The Financial Times reports on the Rebellion that Threatens to Split Italy’s Democratic Party.

Eurointelligence goes one further and suggests it’s a done deal, not just a threat.

The immediate impact would be a loss of 6 percentage points, or more, support for PD, putting Beppe Grillo’s Five Star Movement solidly in the lead.

pd-split

In national polls, the PD is only slightly ahead of the Five Star Movement, an anti-establishment party which has called for a referendum on the euro. Any PD defection could make the difference in the next Italian general election, due within a year at the latest.

In the dissidents’ minds, Mr. Renzi is tilting the PD too much towards the centre in recent years, with reformist, pro-business policies that disconnected the party from the struggles of ordinary people. There are echoes of the message that drove Bernie Sanders’ Democratic primary campaign in the US and Jeremy Corbyn’s rise to the helm of Britain’s Labour party.

Walter Veltroni, who help created the PD as a mesh between former communists and left-leaning former Christian Democrats in 2007, warned that intraparty divisions had always been the “demon” of the Italian left.

But for the PD dissidents, the fault in any split would lie squarely with Mr. Renzi. And most of their fans in Testaccio, are convinced the divorce is inevitable.

“Renzi’s relationship with the country is broken. Globalization makes you feel like you are in the ocean, without seeing any docks, peers or the shore. The left needs to offer protection. People want to swim in a lake,” says Piero Lacorazza, a local politician and environmental campaigner from Basilicata.

Damage Assessment

Via email, Eurointellingence comments that a split is certain, and offers this damage assessment.

La Repubblica reports this morning that Renzi’s most formidable opponents – Enrico Rossi, governor of Tuscany; Michele Emiliano, governor of Puglia; and Roberto Speranza, the former PD leader of the chamber of deputies – co-authored a note last night after the Congress in which they said that Renzi had chosen division.

The split is now a done deal. Corriere della Sera reports that Bersani, Speranza, and other rebels, will not attend tomorrow’s meeting of the PD’s leadership, which will formally set up a commission to prepare for the leadership contest.

One of Renzi’s most quoted statements in his speech to the congress was that blackmail was worse than secession. It was unacceptable for the minority to overrule the will of the majority, he said.

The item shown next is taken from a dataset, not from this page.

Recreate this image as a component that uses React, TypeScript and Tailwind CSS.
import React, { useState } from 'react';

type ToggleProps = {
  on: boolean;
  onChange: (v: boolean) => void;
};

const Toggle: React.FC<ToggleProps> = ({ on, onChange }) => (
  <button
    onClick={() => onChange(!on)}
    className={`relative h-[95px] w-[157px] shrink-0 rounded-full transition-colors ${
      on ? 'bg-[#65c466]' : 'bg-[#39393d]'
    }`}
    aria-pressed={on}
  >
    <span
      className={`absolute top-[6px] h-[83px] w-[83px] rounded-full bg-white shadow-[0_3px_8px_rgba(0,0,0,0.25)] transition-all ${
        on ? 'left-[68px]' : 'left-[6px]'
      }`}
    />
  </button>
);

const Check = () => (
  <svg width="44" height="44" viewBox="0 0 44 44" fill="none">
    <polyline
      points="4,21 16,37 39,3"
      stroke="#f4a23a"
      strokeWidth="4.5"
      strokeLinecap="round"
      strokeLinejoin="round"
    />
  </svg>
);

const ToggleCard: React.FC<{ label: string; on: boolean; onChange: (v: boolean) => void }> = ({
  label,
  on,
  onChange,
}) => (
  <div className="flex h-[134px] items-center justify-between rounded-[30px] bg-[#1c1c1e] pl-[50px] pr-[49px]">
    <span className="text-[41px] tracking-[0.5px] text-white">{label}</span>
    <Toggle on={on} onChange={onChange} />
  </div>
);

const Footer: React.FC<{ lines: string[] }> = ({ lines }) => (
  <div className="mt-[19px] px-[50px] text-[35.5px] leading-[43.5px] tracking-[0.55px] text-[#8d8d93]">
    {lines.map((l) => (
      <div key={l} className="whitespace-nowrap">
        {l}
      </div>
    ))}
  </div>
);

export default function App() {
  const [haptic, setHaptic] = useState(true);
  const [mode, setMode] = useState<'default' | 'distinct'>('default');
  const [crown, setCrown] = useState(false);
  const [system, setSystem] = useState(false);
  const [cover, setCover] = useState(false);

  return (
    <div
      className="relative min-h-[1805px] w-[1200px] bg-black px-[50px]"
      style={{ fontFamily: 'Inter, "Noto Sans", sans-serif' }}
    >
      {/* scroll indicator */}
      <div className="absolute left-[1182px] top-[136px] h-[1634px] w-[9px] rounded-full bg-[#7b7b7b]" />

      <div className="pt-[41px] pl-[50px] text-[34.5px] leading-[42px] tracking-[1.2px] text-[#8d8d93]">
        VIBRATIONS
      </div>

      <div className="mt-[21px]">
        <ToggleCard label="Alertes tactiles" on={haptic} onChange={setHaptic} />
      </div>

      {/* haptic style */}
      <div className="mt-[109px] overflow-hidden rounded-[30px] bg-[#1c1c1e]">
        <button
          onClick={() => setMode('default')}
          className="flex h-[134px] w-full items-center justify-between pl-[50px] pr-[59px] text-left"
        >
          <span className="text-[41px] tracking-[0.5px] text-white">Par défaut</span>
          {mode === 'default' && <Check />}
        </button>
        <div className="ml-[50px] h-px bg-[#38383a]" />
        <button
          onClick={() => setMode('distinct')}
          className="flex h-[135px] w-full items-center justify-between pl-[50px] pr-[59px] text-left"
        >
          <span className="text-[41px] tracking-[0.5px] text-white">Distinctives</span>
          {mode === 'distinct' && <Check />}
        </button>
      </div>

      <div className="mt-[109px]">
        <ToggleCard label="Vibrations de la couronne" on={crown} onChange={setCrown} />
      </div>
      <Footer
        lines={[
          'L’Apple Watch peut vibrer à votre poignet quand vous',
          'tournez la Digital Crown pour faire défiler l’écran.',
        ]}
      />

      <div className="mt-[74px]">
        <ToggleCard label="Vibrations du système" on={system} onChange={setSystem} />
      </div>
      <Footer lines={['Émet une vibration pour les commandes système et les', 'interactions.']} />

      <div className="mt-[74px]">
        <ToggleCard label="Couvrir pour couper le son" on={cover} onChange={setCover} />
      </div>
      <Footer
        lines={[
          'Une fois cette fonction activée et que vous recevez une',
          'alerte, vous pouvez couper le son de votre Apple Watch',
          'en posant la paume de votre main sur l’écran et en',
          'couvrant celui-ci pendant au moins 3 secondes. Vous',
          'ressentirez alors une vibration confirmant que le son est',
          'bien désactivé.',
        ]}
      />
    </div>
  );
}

Massimo Giannini, writing in La Repubblica, evokes the film Rebel without a Cause, with James Dean, and we note that is in many ways a fitting description for both sides of the divide in the party. The only certainty that stems from this is the destructive potential. As Goffredo de Marchis writes in La Repubblica: the rebels have altogether 38 deputies in the chamber, the largest part of whom are supporters of Bersani. They have few people in the Senate, but enough to form their group, elect a head for their group, and obtain funding.

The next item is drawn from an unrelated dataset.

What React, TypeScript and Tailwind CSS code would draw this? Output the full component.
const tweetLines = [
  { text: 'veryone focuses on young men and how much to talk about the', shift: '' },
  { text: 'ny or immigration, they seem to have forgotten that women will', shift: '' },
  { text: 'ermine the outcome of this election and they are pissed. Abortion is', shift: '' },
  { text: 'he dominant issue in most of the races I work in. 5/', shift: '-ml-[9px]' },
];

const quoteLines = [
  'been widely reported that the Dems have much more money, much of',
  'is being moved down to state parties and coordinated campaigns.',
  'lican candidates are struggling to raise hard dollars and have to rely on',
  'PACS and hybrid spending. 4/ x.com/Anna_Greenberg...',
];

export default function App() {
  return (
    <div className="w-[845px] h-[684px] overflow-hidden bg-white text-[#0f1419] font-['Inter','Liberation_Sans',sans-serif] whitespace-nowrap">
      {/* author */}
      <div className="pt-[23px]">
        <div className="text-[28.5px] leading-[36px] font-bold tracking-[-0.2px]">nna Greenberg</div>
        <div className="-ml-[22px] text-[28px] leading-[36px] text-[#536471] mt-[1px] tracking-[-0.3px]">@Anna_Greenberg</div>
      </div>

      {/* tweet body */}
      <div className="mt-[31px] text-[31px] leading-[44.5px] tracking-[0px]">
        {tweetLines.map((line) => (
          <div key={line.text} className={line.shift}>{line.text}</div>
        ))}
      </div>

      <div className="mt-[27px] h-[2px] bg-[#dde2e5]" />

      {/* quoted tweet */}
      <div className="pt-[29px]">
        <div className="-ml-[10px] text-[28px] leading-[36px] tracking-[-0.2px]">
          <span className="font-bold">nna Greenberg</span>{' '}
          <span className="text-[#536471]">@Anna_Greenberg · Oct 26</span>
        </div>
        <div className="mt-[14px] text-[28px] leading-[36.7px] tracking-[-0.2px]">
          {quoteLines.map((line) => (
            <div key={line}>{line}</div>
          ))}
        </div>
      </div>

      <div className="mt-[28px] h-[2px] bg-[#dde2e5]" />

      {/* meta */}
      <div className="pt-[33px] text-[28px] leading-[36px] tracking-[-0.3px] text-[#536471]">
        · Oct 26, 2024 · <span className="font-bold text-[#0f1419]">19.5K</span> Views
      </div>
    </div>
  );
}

An Ipsos poll in Corriere shows that a split of the party would reduce the support for the PD by between 4% and 6%, which would make it a clear second to the Five Star Movement. We think that this poll does not fully capture the dynamics of a split.

Euroscepticism on the Rise

PD is the only major political party that is solidly behind the euro. Moreover, Renzi’s coalition math will plunge with this split.

Numerous hurdles remain in place for Italy to abandon the Euro. Those hurdles include a constitutional referendum and public acceptance, but a clear path around those hurdles is now visible.